Using the material below, copy every line where "this" appears.

:::::

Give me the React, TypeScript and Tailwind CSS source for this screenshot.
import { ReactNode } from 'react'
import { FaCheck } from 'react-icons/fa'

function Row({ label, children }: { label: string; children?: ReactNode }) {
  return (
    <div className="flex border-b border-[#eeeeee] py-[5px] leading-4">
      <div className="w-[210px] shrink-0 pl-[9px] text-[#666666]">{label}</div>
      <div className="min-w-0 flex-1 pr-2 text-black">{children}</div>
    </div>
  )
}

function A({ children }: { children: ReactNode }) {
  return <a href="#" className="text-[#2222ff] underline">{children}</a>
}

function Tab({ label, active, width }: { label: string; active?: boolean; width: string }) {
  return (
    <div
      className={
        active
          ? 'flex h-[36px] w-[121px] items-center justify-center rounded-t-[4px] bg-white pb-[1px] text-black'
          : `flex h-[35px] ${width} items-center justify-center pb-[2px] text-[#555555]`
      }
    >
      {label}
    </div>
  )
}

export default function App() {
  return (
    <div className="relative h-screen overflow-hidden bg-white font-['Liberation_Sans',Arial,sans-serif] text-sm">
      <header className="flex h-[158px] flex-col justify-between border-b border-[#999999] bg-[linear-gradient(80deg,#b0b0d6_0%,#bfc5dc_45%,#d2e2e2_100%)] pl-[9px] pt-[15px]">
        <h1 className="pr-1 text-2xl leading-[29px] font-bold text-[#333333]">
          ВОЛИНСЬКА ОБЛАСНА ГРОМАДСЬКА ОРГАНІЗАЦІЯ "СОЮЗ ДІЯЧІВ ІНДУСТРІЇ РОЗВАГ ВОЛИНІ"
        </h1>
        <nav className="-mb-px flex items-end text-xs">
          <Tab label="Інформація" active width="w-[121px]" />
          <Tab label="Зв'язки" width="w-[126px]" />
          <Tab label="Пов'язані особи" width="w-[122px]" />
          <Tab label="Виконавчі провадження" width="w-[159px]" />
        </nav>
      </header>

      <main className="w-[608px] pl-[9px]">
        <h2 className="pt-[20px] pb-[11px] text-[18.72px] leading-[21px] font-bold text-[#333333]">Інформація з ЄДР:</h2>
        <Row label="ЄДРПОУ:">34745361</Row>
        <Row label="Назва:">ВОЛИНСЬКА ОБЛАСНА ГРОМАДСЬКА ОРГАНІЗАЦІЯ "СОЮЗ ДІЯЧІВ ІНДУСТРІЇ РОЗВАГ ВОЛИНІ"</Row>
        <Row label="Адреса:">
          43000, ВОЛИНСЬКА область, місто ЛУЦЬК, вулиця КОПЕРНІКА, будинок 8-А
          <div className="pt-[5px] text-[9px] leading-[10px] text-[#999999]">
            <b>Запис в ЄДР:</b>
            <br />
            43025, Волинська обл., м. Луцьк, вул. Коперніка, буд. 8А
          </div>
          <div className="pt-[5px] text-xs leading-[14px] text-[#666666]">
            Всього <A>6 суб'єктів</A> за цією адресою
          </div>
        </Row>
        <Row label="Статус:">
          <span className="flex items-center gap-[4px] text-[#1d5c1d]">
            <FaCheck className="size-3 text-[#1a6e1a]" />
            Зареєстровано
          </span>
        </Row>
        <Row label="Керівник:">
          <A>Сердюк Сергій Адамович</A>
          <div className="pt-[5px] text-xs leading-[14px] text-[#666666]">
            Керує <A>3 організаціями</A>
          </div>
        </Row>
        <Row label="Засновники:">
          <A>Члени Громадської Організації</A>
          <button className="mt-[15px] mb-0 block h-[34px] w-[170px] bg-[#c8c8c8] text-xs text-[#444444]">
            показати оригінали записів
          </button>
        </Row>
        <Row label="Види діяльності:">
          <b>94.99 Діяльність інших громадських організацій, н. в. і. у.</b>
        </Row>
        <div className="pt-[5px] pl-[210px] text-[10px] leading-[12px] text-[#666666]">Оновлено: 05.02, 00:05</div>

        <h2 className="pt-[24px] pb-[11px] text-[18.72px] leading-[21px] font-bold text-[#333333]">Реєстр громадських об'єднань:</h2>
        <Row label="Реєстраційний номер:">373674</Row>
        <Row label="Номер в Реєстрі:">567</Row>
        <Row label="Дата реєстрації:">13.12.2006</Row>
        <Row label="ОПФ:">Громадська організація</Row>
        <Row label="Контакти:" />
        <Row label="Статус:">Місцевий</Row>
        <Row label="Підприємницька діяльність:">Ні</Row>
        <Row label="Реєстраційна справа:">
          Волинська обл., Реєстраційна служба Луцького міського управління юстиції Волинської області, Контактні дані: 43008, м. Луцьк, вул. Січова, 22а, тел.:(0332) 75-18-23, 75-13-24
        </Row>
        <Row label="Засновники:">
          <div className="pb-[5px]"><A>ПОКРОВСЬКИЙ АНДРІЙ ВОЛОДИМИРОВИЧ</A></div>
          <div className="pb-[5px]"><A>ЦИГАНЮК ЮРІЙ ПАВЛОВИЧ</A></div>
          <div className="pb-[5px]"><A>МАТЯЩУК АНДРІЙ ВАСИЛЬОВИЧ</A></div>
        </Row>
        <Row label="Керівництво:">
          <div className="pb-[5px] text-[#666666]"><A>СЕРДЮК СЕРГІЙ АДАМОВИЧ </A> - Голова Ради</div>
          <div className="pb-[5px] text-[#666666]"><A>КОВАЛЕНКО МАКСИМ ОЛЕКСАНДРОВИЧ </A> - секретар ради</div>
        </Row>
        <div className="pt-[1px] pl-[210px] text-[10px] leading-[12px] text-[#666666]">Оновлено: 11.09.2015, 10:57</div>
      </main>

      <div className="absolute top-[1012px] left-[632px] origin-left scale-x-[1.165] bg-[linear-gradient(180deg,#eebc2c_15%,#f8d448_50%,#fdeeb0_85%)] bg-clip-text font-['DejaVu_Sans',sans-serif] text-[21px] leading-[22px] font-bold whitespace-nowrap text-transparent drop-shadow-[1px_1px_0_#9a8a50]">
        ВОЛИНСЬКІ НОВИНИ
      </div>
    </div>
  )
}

:::::

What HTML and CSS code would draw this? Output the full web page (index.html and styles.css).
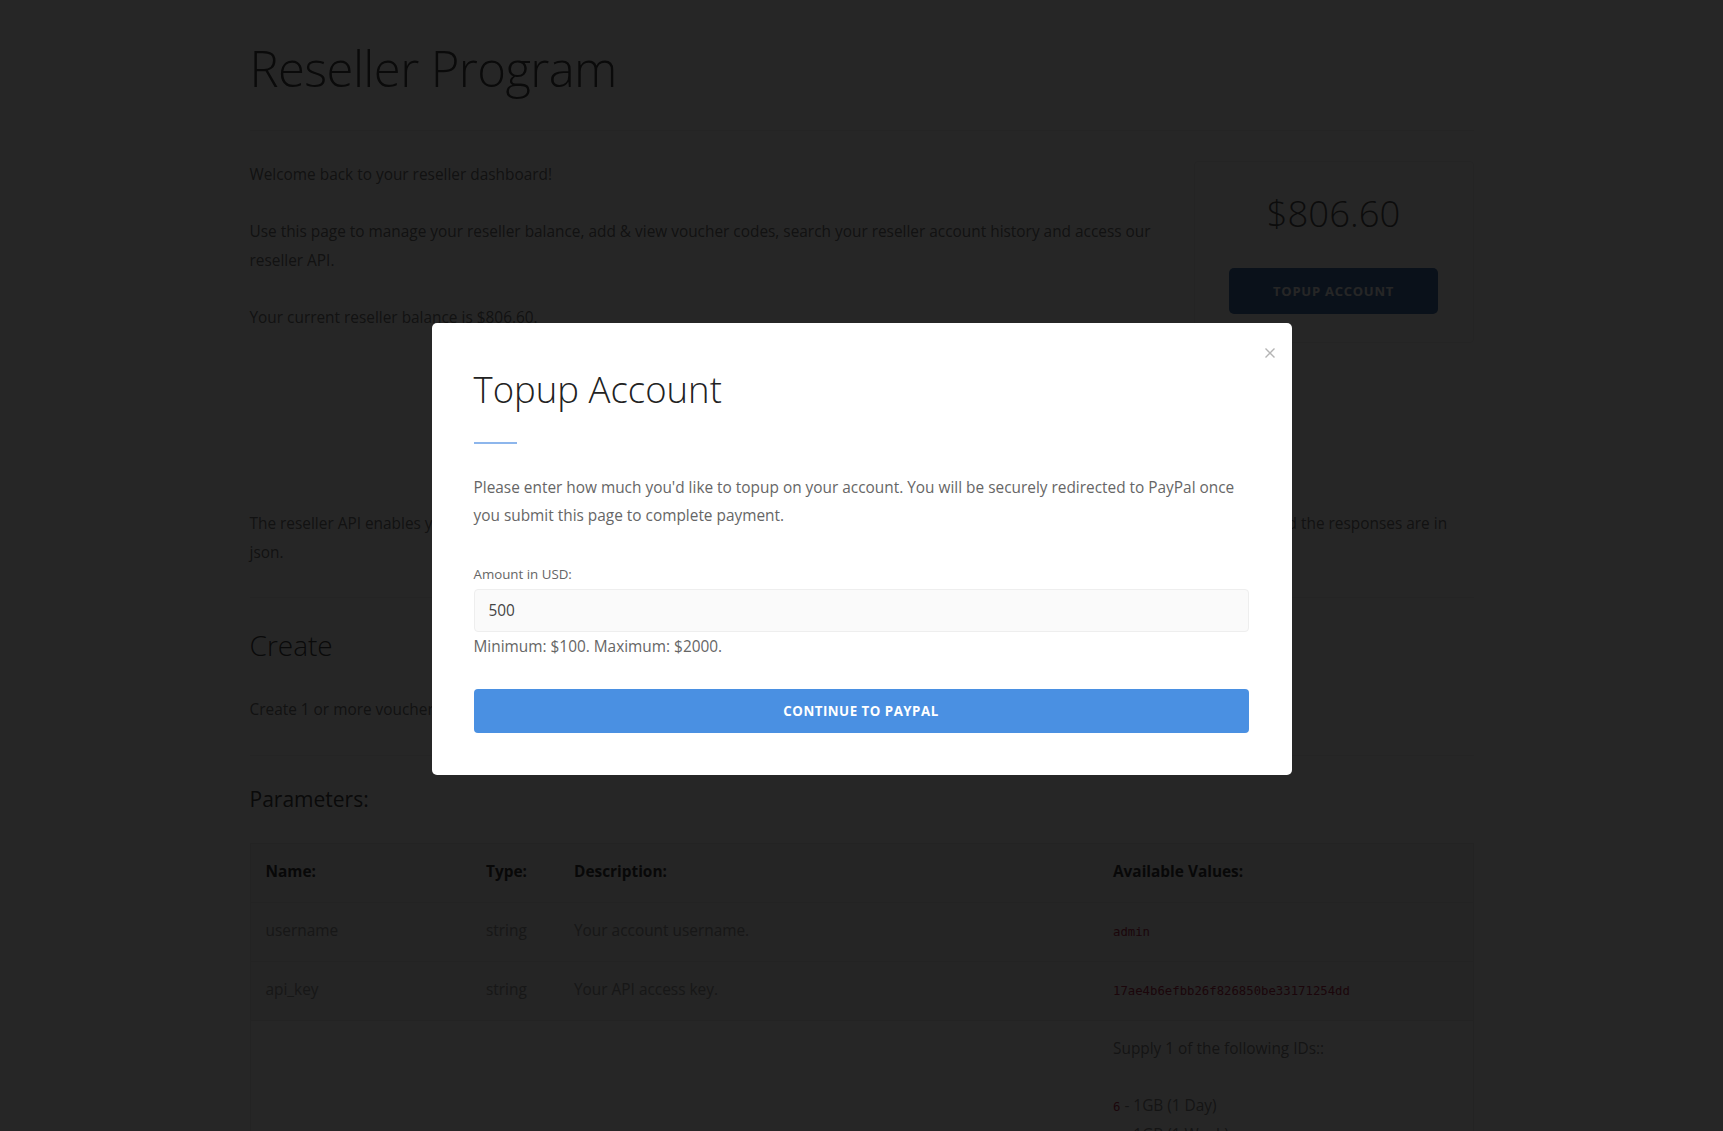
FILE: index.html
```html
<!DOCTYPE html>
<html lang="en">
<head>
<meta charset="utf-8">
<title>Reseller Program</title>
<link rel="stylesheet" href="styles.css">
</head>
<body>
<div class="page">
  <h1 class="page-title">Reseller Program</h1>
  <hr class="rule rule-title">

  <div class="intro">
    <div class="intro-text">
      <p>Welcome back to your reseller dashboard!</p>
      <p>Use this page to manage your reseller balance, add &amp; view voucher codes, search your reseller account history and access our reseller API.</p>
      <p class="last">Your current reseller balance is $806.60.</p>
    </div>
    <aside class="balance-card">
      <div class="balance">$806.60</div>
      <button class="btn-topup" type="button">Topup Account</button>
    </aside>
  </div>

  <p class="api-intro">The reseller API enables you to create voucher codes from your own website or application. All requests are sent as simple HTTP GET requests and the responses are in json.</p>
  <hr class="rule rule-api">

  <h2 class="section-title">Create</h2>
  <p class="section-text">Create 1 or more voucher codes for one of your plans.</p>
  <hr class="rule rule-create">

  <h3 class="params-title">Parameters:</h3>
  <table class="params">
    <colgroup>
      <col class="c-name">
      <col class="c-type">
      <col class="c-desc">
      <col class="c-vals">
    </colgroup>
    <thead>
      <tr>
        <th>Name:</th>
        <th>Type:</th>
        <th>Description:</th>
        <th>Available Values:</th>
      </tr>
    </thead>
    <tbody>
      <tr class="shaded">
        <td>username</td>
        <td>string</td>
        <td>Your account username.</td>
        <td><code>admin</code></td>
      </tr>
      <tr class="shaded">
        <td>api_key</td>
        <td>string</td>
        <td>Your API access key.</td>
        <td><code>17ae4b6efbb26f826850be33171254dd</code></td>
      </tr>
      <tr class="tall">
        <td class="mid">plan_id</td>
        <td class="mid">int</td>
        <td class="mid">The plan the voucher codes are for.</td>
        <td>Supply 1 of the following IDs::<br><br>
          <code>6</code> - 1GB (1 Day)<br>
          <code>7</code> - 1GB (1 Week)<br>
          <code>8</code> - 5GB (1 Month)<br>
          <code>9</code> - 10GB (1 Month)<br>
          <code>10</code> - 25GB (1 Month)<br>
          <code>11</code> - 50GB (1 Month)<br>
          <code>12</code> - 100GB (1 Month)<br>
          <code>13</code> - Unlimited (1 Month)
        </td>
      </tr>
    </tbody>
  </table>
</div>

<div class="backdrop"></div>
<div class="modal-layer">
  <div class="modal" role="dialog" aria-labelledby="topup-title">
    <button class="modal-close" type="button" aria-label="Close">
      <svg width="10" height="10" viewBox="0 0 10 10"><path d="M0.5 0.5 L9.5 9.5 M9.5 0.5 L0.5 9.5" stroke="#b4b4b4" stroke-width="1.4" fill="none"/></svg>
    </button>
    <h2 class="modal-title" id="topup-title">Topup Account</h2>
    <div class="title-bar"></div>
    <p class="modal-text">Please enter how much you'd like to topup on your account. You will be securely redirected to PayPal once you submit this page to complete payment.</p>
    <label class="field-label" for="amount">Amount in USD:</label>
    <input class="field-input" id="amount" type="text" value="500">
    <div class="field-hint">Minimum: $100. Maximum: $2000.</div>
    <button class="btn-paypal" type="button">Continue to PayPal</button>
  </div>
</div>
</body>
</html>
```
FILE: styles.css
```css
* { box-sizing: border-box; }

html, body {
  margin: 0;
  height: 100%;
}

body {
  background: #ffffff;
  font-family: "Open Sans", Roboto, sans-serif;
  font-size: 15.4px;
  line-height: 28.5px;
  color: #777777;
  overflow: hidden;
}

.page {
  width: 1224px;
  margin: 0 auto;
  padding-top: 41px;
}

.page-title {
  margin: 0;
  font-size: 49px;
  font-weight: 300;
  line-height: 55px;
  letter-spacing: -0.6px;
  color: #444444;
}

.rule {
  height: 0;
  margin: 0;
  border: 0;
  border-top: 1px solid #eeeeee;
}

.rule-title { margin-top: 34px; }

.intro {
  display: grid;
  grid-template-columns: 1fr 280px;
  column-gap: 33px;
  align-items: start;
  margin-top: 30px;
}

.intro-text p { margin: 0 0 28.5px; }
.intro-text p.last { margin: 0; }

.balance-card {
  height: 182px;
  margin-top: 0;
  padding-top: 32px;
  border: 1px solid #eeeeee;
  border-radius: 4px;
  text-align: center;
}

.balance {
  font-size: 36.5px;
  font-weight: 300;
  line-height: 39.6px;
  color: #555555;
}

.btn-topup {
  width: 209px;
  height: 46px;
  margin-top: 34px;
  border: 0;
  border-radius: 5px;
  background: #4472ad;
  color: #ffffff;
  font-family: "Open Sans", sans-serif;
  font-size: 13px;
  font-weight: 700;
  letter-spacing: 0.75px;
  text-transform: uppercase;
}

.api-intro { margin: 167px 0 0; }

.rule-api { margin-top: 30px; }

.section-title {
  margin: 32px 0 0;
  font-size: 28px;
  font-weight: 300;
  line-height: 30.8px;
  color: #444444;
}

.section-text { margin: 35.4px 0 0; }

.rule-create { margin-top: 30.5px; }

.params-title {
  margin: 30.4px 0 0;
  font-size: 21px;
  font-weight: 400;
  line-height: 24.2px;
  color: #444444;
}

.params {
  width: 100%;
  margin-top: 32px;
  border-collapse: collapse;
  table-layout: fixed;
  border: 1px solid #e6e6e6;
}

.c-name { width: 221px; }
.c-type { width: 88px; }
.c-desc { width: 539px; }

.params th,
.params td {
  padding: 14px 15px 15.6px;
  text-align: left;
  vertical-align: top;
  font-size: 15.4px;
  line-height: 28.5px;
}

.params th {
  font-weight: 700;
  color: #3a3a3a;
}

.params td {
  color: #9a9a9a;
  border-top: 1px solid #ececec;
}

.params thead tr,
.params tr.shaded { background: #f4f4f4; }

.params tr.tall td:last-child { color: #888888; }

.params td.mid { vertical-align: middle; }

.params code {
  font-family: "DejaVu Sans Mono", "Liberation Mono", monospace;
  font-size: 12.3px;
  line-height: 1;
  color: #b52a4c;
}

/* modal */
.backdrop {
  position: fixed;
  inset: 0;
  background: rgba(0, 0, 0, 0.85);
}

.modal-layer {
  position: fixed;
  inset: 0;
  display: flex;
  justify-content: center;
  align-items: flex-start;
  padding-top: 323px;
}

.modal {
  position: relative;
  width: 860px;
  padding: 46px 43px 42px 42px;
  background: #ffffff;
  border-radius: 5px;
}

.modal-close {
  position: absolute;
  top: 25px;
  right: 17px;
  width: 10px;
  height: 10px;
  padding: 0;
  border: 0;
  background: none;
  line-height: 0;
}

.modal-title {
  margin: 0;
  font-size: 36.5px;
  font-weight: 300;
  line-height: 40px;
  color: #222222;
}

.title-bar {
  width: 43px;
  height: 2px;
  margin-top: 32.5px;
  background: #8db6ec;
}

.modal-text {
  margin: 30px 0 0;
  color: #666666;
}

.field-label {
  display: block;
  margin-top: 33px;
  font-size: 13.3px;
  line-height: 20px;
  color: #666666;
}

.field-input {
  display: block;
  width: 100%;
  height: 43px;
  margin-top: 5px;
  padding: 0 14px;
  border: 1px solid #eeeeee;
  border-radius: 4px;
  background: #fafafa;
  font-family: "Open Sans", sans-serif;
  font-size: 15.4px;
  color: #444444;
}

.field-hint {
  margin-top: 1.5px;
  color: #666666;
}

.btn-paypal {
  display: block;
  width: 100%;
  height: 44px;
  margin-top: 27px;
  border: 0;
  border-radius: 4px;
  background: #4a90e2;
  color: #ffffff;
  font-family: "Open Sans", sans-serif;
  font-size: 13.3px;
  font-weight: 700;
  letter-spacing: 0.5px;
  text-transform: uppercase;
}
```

:::::

Worked answer
Give me the React, TypeScript and Tailwind CSS source for this screenshot.
What HTML and CSS code would draw this? Output the full web page (index.html and styles.css).
      <p>Use this page to manage your reseller balance, add &amp; view voucher codes, search your reseller account history and access our reseller API.</p>
    <p class="modal-text">Please enter how much you'd like to topup on your account. You will be securely redirected to PayPal once you submit this page to complete payment.</p>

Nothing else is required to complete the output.